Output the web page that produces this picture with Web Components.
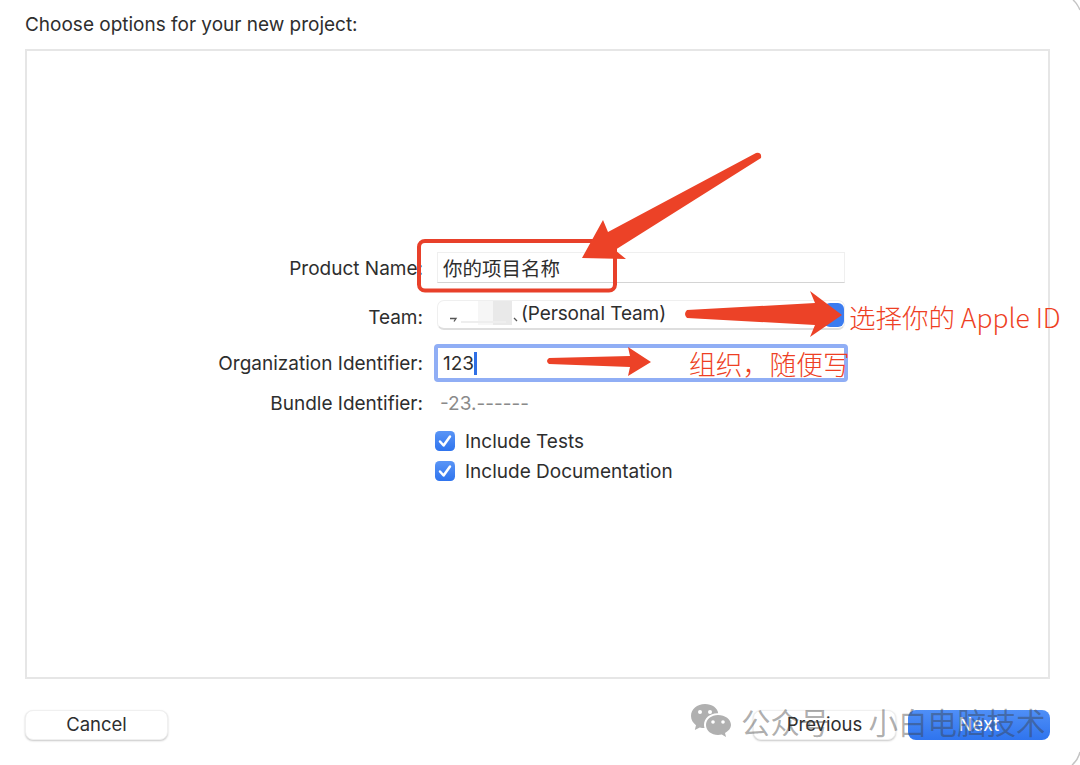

--

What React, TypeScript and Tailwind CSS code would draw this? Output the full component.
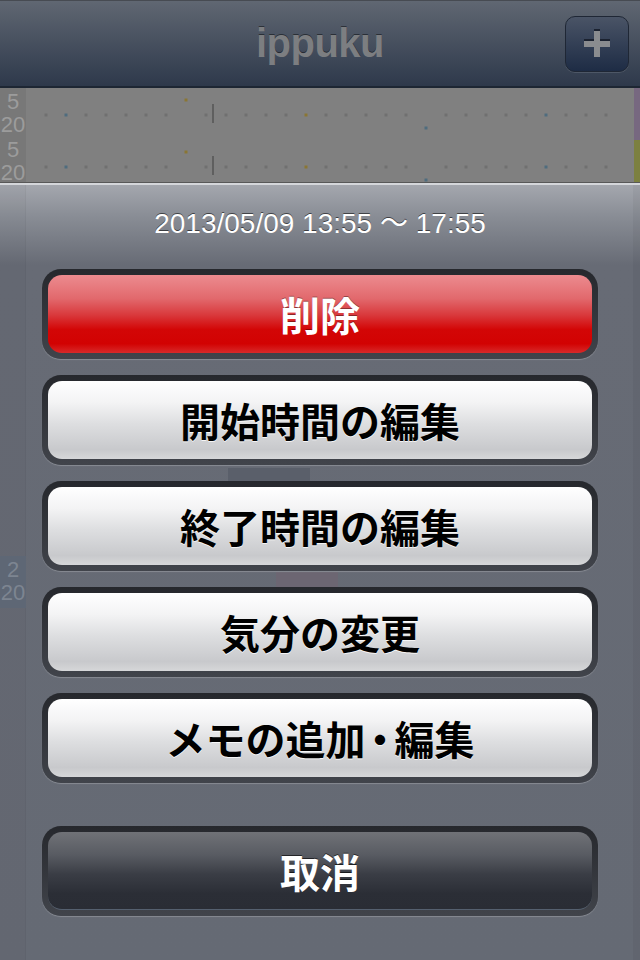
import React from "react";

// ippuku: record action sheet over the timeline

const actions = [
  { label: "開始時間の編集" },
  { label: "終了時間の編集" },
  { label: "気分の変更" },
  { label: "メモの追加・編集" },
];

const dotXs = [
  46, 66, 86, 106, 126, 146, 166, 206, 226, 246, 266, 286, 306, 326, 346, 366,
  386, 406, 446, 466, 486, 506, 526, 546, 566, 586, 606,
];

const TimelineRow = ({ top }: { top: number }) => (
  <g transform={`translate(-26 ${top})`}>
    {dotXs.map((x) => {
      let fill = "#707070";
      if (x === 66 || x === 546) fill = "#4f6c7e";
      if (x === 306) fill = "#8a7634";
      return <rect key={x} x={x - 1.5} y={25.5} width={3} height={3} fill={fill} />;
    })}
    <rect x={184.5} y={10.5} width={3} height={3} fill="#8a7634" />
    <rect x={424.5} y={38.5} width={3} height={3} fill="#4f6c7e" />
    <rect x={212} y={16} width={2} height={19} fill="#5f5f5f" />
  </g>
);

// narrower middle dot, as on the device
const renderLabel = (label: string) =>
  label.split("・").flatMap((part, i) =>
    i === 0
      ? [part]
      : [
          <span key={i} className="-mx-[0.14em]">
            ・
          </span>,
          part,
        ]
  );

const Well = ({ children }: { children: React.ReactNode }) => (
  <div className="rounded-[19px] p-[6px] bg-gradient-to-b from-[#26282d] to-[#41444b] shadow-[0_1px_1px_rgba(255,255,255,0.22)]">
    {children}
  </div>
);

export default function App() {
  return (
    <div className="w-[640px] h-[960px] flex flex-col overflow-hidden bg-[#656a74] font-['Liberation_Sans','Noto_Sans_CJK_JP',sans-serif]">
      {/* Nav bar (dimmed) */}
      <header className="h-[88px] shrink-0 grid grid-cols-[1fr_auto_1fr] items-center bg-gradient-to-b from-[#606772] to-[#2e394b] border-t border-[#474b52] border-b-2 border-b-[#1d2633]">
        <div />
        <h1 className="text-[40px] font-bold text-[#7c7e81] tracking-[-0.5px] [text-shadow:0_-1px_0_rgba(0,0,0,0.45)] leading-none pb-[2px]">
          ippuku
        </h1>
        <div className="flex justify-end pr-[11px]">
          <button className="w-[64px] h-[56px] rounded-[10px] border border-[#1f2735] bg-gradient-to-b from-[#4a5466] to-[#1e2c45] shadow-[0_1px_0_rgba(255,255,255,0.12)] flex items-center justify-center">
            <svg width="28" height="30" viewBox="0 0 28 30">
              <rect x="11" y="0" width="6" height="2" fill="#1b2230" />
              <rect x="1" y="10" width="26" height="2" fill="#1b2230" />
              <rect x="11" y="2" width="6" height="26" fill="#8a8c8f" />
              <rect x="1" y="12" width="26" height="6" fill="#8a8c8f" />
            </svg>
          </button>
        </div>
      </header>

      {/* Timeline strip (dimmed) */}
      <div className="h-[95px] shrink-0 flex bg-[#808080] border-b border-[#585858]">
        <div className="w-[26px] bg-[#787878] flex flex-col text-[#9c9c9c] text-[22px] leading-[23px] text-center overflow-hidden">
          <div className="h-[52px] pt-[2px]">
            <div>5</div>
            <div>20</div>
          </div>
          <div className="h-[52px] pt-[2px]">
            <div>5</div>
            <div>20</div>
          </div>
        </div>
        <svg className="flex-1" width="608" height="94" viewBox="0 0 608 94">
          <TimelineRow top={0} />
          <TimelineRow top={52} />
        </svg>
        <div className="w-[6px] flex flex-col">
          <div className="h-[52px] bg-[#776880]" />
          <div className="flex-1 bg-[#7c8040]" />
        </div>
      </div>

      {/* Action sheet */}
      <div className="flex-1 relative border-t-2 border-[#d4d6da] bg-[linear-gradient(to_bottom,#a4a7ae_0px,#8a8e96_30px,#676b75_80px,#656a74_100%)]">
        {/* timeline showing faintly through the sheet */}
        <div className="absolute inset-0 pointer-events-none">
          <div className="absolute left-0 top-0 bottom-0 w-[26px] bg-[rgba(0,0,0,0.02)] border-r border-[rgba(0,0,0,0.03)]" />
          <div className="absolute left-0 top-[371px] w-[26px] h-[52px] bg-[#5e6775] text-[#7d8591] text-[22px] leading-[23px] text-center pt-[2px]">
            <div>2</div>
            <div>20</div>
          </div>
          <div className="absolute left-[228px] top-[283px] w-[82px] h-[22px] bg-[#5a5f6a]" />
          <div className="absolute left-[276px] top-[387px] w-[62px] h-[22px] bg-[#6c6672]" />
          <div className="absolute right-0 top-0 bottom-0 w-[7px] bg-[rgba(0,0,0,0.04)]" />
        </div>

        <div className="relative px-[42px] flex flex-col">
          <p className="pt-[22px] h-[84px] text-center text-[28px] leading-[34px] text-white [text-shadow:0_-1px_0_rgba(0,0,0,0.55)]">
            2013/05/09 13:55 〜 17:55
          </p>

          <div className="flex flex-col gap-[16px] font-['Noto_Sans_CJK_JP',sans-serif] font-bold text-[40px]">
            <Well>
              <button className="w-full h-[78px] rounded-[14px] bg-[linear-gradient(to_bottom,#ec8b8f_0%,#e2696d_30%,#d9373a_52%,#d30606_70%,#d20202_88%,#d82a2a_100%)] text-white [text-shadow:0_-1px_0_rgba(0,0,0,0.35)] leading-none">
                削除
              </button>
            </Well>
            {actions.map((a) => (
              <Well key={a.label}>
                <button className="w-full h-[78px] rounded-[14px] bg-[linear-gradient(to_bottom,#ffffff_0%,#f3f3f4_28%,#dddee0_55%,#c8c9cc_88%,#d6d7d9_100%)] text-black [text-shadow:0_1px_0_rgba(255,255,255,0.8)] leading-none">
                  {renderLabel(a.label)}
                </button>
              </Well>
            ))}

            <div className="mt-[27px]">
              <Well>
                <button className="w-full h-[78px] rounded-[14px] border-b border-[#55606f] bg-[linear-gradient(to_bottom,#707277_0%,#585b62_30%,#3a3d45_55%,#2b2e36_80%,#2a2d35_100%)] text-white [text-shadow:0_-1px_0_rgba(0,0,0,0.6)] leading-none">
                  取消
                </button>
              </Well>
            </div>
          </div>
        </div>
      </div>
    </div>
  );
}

WHAT TO PRODUCE
In the records above, find each line that holds the word "React"; copy all such lines.

EXERCISE ANSWER
What React, TypeScript and Tailwind CSS code would draw this? Output the full component.
import React from "react";
const Well = ({ children }: { children: React.ReactNode }) => (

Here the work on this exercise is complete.